— BEGIN Data segment —
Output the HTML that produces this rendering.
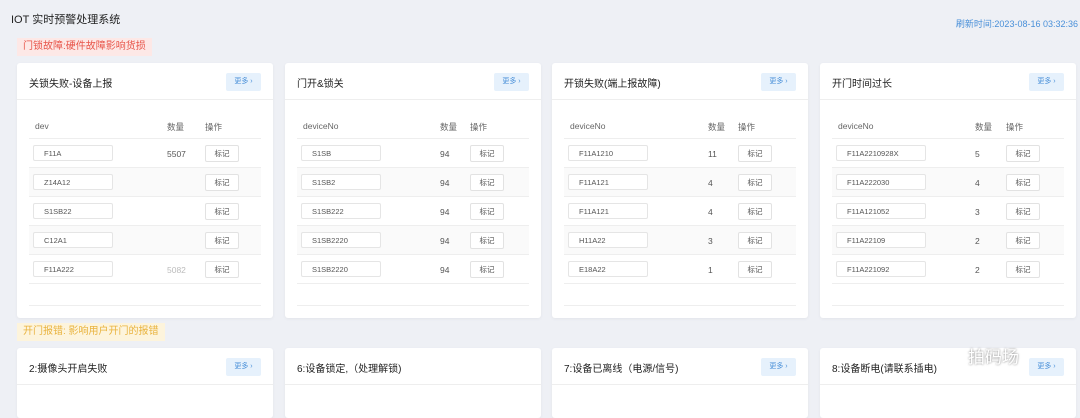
<!DOCTYPE html>
<html><head><meta charset="utf-8"><style>
*{margin:0;padding:0;box-sizing:border-box}
body{width:1080px;height:404px;overflow:hidden;background:#eef0f5;font-family:"Liberation Sans","Noto Sans CJK SC",sans-serif;position:relative;color:#333}
.t{position:absolute;left:11px;top:11px;font-size:11px;color:#222}
.r{position:absolute;right:2px;top:17px;font-size:9px;color:#4a90d9}
.tag{position:absolute;left:17px;height:18px;line-height:18px;padding:0 6px;font-size:10px}
.card{position:absolute;width:256px;background:#fff;border-radius:3px;box-shadow:0 1px 3px rgba(0,0,0,.05)}
.hd{height:37px;border-bottom:1px solid #eee;position:relative}
.hd span{position:absolute;left:12px;top:12px;font-size:10px;color:#222}
.more{position:absolute;right:12px;top:10px;width:35px;height:18px;background:#e6f1fc;border-radius:2px;font-size:7px;color:#4a90d9;text-align:center;line-height:18px}
.tb{position:absolute;left:12px;right:12px}
.row{position:absolute;left:0;right:0;height:29px;border-bottom:1px solid #eee;font-size:8.5px;color:#555}
.row.s{background:#fafafa}
.c1{position:absolute;top:10px}
.dv{position:absolute;left:4px;top:6px;height:16px;line-height:16px;border:1px solid #e5e5e5;border-radius:2px;padding:0 12px 0 10px;font-size:7.5px;color:#555;background:#fff;width:80px}
.bt{position:absolute;top:6px;width:34px;height:17px;line-height:15px;border:1px solid #e2e2e2;border-radius:2px;text-align:center;font-size:7.5px;color:#555;background:#fff}
.h{font-size:8.5px;color:#666}
</style></head><body>
<div class="t">IOT 实时预警处理系统</div>
<div class="r">刷新时间:2023-08-16 03:32:36</div>
<div class="tag" style="top:38px;background:#fde8e6;color:#e8554a">门锁故障:硬件故障影响货损</div>
<div class="tag" style="top:323px;background:#fdf4dc;color:#e9b33e">开门报错: 影响用户开门的报错</div>

<div class="card" style="left:17px;top:63px;height:255px"><div class="hd"><span>关锁失败-设备上报</span><div class="more">更多 ›</div></div>
<div class="tb" style="top:48px">
<div class="row" style="top:0;height:28px"><span class="c1 h" style="left:6px">dev</span><span class="c1 h" style="left:138px">数量</span><span class="c1 h" style="left:176px">操作</span></div>
<div class="row" style="top:28px"><div class="dv">F11A</div><span class="c1" style="left:138px">5507</span><div class="bt" style="left:176px">标记</div></div>
<div class="row s" style="top:57px"><div class="dv">Z14A12</div><div class="bt" style="left:176px">标记</div></div>
<div class="row" style="top:86px"><div class="dv">S1SB22</div><div class="bt" style="left:176px">标记</div></div>
<div class="row s" style="top:115px"><div class="dv">C12A1</div><div class="bt" style="left:176px">标记</div></div>
<div class="row" style="top:144px"><div class="dv">F11A222</div><span class="c1" style="left:138px;color:#bbb">5082</span><div class="bt" style="left:176px">标记</div></div>
<div class="row" style="top:173px;height:22px"></div>
</div></div>

<div class="card" style="left:285px;top:63px;height:255px"><div class="hd"><span>门开&amp;锁关</span><div class="more">更多 ›</div></div>
<div class="tb" style="top:48px">
<div class="row" style="top:0;height:28px"><span class="c1 h" style="left:6px">deviceNo</span><span class="c1 h" style="left:143px">数量</span><span class="c1 h" style="left:173px">操作</span></div>
<div class="row" style="top:28px"><div class="dv">S1SB</div><span class="c1" style="left:143px">94</span><div class="bt" style="left:173px">标记</div></div>
<div class="row s" style="top:57px"><div class="dv">S1SB2</div><span class="c1" style="left:143px">94</span><div class="bt" style="left:173px">标记</div></div>
<div class="row" style="top:86px"><div class="dv">S1SB222</div><span class="c1" style="left:143px">94</span><div class="bt" style="left:173px">标记</div></div>
<div class="row s" style="top:115px"><div class="dv">S1SB2220</div><span class="c1" style="left:143px">94</span><div class="bt" style="left:173px">标记</div></div>
<div class="row" style="top:144px"><div class="dv">S1SB2220</div><span class="c1" style="left:143px">94</span><div class="bt" style="left:173px">标记</div></div>
<div class="row" style="top:173px;height:22px"></div>
</div></div>

<div class="card" style="left:552px;top:63px;height:255px"><div class="hd"><span>开锁失败(端上报故障)</span><div class="more">更多 ›</div></div>
<div class="tb" style="top:48px">
<div class="row" style="top:0;height:28px"><span class="c1 h" style="left:6px">deviceNo</span><span class="c1 h" style="left:144px">数量</span><span class="c1 h" style="left:174px">操作</span></div>
<div class="row" style="top:28px"><div class="dv">F11A1210</div><span class="c1" style="left:144px">11</span><div class="bt" style="left:174px">标记</div></div>
<div class="row s" style="top:57px"><div class="dv">F11A121</div><span class="c1" style="left:144px">4</span><div class="bt" style="left:174px">标记</div></div>
<div class="row" style="top:86px"><div class="dv">F11A121</div><span class="c1" style="left:144px">4</span><div class="bt" style="left:174px">标记</div></div>
<div class="row s" style="top:115px"><div class="dv">H11A22</div><span class="c1" style="left:144px">3</span><div class="bt" style="left:174px">标记</div></div>
<div class="row" style="top:144px"><div class="dv">E18A22</div><span class="c1" style="left:144px">1</span><div class="bt" style="left:174px">标记</div></div>
<div class="row" style="top:173px;height:22px"></div>
</div></div>

<div class="card" style="left:820px;top:63px;height:255px"><div class="hd"><span>开门时间过长</span><div class="more">更多 ›</div></div>
<div class="tb" style="top:48px">
<div class="row" style="top:0;height:28px"><span class="c1 h" style="left:6px">deviceNo</span><span class="c1 h" style="left:143px">数量</span><span class="c1 h" style="left:174px">操作</span></div>
<div class="row" style="top:28px"><div class="dv" style="width:90px">F11A2210928X</div><span class="c1" style="left:143px">5</span><div class="bt" style="left:174px">标记</div></div>
<div class="row s" style="top:57px"><div class="dv" style="width:90px">F11A222030</div><span class="c1" style="left:143px">4</span><div class="bt" style="left:174px">标记</div></div>
<div class="row" style="top:86px"><div class="dv" style="width:90px">F11A121052</div><span class="c1" style="left:143px">3</span><div class="bt" style="left:174px">标记</div></div>
<div class="row s" style="top:115px"><div class="dv" style="width:90px">F11A22109</div><span class="c1" style="left:143px">2</span><div class="bt" style="left:174px">标记</div></div>
<div class="row" style="top:144px"><div class="dv" style="width:90px">F11A221092</div><span class="c1" style="left:143px">2</span><div class="bt" style="left:174px">标记</div></div>
<div class="row" style="top:173px;height:22px"></div>
</div></div>

<div class="card" style="left:17px;top:348px;height:70px"><div class="hd"><span>2:摄像头开启失败</span><div class="more">更多 ›</div></div></div>
<div class="card" style="left:285px;top:348px;height:70px"><div class="hd"><span>6:设备锁定,（处理解锁)</span></div></div>
<div class="card" style="left:552px;top:348px;height:70px"><div class="hd"><span>7:设备已离线（电源/信号)</span><div class="more">更多 ›</div></div></div>
<div class="card" style="left:820px;top:348px;height:70px"><div class="hd"><span>8:设备断电(请联系插电)</span><div class="more">更多 ›</div></div></div>
<div style="position:absolute;left:968px;top:343px;font-size:17px;color:#fff;text-shadow:0 0 2px #777">拍码场</div>
</body></html>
— END Data segment —
**What to produce:** Give the data above again in full and unchanged, skipping the pictures.

**Response to this exercise:**
Output the HTML that produces this rendering.
<!DOCTYPE html>
<html><head><meta charset="utf-8"><style>
*{margin:0;padding:0;box-sizing:border-box}
body{width:1080px;height:404px;overflow:hidden;background:#eef0f5;font-family:"Liberation Sans","Noto Sans CJK SC",sans-serif;position:relative;color:#333}
.t{position:absolute;left:11px;top:11px;font-size:11px;color:#222}
.r{position:absolute;right:2px;top:17px;font-size:9px;color:#4a90d9}
.tag{position:absolute;left:17px;height:18px;line-height:18px;padding:0 6px;font-size:10px}
.card{position:absolute;width:256px;background:#fff;border-radius:3px;box-shadow:0 1px 3px rgba(0,0,0,.05)}
.hd{height:37px;border-bottom:1px solid #eee;position:relative}
.hd span{position:absolute;left:12px;top:12px;font-size:10px;color:#222}
.more{position:absolute;right:12px;top:10px;width:35px;height:18px;background:#e6f1fc;border-radius:2px;font-size:7px;color:#4a90d9;text-align:center;line-height:18px}
.tb{position:absolute;left:12px;right:12px}
.row{position:absolute;left:0;right:0;height:29px;border-bottom:1px solid #eee;font-size:8.5px;color:#555}
.row.s{background:#fafafa}
.c1{position:absolute;top:10px}
.dv{position:absolute;left:4px;top:6px;height:16px;line-height:16px;border:1px solid #e5e5e5;border-radius:2px;padding:0 12px 0 10px;font-size:7.5px;color:#555;background:#fff;width:80px}
.bt{position:absolute;top:6px;width:34px;height:17px;line-height:15px;border:1px solid #e2e2e2;border-radius:2px;text-align:center;font-size:7.5px;color:#555;background:#fff}
.h{font-size:8.5px;color:#666}
</style></head><body>
<div class="t">IOT 实时预警处理系统</div>
<div class="r">刷新时间:2023-08-16 03:32:36</div>
<div class="tag" style="top:38px;background:#fde8e6;color:#e8554a">门锁故障:硬件故障影响货损</div>
<div class="tag" style="top:323px;background:#fdf4dc;color:#e9b33e">开门报错: 影响用户开门的报错</div>

<div class="card" style="left:17px;top:63px;height:255px"><div class="hd"><span>关锁失败-设备上报</span><div class="more">更多 ›</div></div>
<div class="tb" style="top:48px">
<div class="row" style="top:0;height:28px"><span class="c1 h" style="left:6px">dev</span><span class="c1 h" style="left:138px">数量</span><span class="c1 h" style="left:176px">操作</span></div>
<div class="row" style="top:28px"><div class="dv">F11A</div><span class="c1" style="left:138px">5507</span><div class="bt" style="left:176px">标记</div></div>
<div class="row s" style="top:57px"><div class="dv">Z14A12</div><div class="bt" style="left:176px">标记</div></div>
<div class="row" style="top:86px"><div class="dv">S1SB22</div><div class="bt" style="left:176px">标记</div></div>
<div class="row s" style="top:115px"><div class="dv">C12A1</div><div class="bt" style="left:176px">标记</div></div>
<div class="row" style="top:144px"><div class="dv">F11A222</div><span class="c1" style="left:138px;color:#bbb">5082</span><div class="bt" style="left:176px">标记</div></div>
<div class="row" style="top:173px;height:22px"></div>
</div></div>

<div class="card" style="left:285px;top:63px;height:255px"><div class="hd"><span>门开&amp;锁关</span><div class="more">更多 ›</div></div>
<div class="tb" style="top:48px">
<div class="row" style="top:0;height:28px"><span class="c1 h" style="left:6px">deviceNo</span><span class="c1 h" style="left:143px">数量</span><span class="c1 h" style="left:173px">操作</span></div>
<div class="row" style="top:28px"><div class="dv">S1SB</div><span class="c1" style="left:143px">94</span><div class="bt" style="left:173px">标记</div></div>
<div class="row s" style="top:57px"><div class="dv">S1SB2</div><span class="c1" style="left:143px">94</span><div class="bt" style="left:173px">标记</div></div>
<div class="row" style="top:86px"><div class="dv">S1SB222</div><span class="c1" style="left:143px">94</span><div class="bt" style="left:173px">标记</div></div>
<div class="row s" style="top:115px"><div class="dv">S1SB2220</div><span class="c1" style="left:143px">94</span><div class="bt" style="left:173px">标记</div></div>
<div class="row" style="top:144px"><div class="dv">S1SB2220</div><span class="c1" style="left:143px">94</span><div class="bt" style="left:173px">标记</div></div>
<div class="row" style="top:173px;height:22px"></div>
</div></div>

<div class="card" style="left:552px;top:63px;height:255px"><div class="hd"><span>开锁失败(端上报故障)</span><div class="more">更多 ›</div></div>
<div class="tb" style="top:48px">
<div class="row" style="top:0;height:28px"><span class="c1 h" style="left:6px">deviceNo</span><span class="c1 h" style="left:144px">数量</span><span class="c1 h" style="left:174px">操作</span></div>
<div class="row" style="top:28px"><div class="dv">F11A1210</div><span class="c1" style="left:144px">11</span><div class="bt" style="left:174px">标记</div></div>
<div class="row s" style="top:57px"><div class="dv">F11A121</div><span class="c1" style="left:144px">4</span><div class="bt" style="left:174px">标记</div></div>
<div class="row" style="top:86px"><div class="dv">F11A121</div><span class="c1" style="left:144px">4</span><div class="bt" style="left:174px">标记</div></div>
<div class="row s" style="top:115px"><div class="dv">H11A22</div><span class="c1" style="left:144px">3</span><div class="bt" style="left:174px">标记</div></div>
<div class="row" style="top:144px"><div class="dv">E18A22</div><span class="c1" style="left:144px">1</span><div class="bt" style="left:174px">标记</div></div>
<div class="row" style="top:173px;height:22px"></div>
</div></div>

<div class="card" style="left:820px;top:63px;height:255px"><div class="hd"><span>开门时间过长</span><div class="more">更多 ›</div></div>
<div class="tb" style="top:48px">
<div class="row" style="top:0;height:28px"><span class="c1 h" style="left:6px">deviceNo</span><span class="c1 h" style="left:143px">数量</span><span class="c1 h" style="left:174px">操作</span></div>
<div class="row" style="top:28px"><div class="dv" style="width:90px">F11A2210928X</div><span class="c1" style="left:143px">5</span><div class="bt" style="left:174px">标记</div></div>
<div class="row s" style="top:57px"><div class="dv" style="width:90px">F11A222030</div><span class="c1" style="left:143px">4</span><div class="bt" style="left:174px">标记</div></div>
<div class="row" style="top:86px"><div class="dv" style="width:90px">F11A121052</div><span class="c1" style="left:143px">3</span><div class="bt" style="left:174px">标记</div></div>
<div class="row s" style="top:115px"><div class="dv" style="width:90px">F11A22109</div><span class="c1" style="left:143px">2</span><div class="bt" style="left:174px">标记</div></div>
<div class="row" style="top:144px"><div class="dv" style="width:90px">F11A221092</div><span class="c1" style="left:143px">2</span><div class="bt" style="left:174px">标记</div></div>
<div class="row" style="top:173px;height:22px"></div>
</div></div>

<div class="card" style="left:17px;top:348px;height:70px"><div class="hd"><span>2:摄像头开启失败</span><div class="more">更多 ›</div></div></div>
<div class="card" style="left:285px;top:348px;height:70px"><div class="hd"><span>6:设备锁定,（处理解锁)</span></div></div>
<div class="card" style="left:552px;top:348px;height:70px"><div class="hd"><span>7:设备已离线（电源/信号)</span><div class="more">更多 ›</div></div></div>
<div class="card" style="left:820px;top:348px;height:70px"><div class="hd"><span>8:设备断电(请联系插电)</span><div class="more">更多 ›</div></div></div>
<div style="position:absolute;left:968px;top:343px;font-size:17px;color:#fff;text-shadow:0 0 2px #777">拍码场</div>
</body></html>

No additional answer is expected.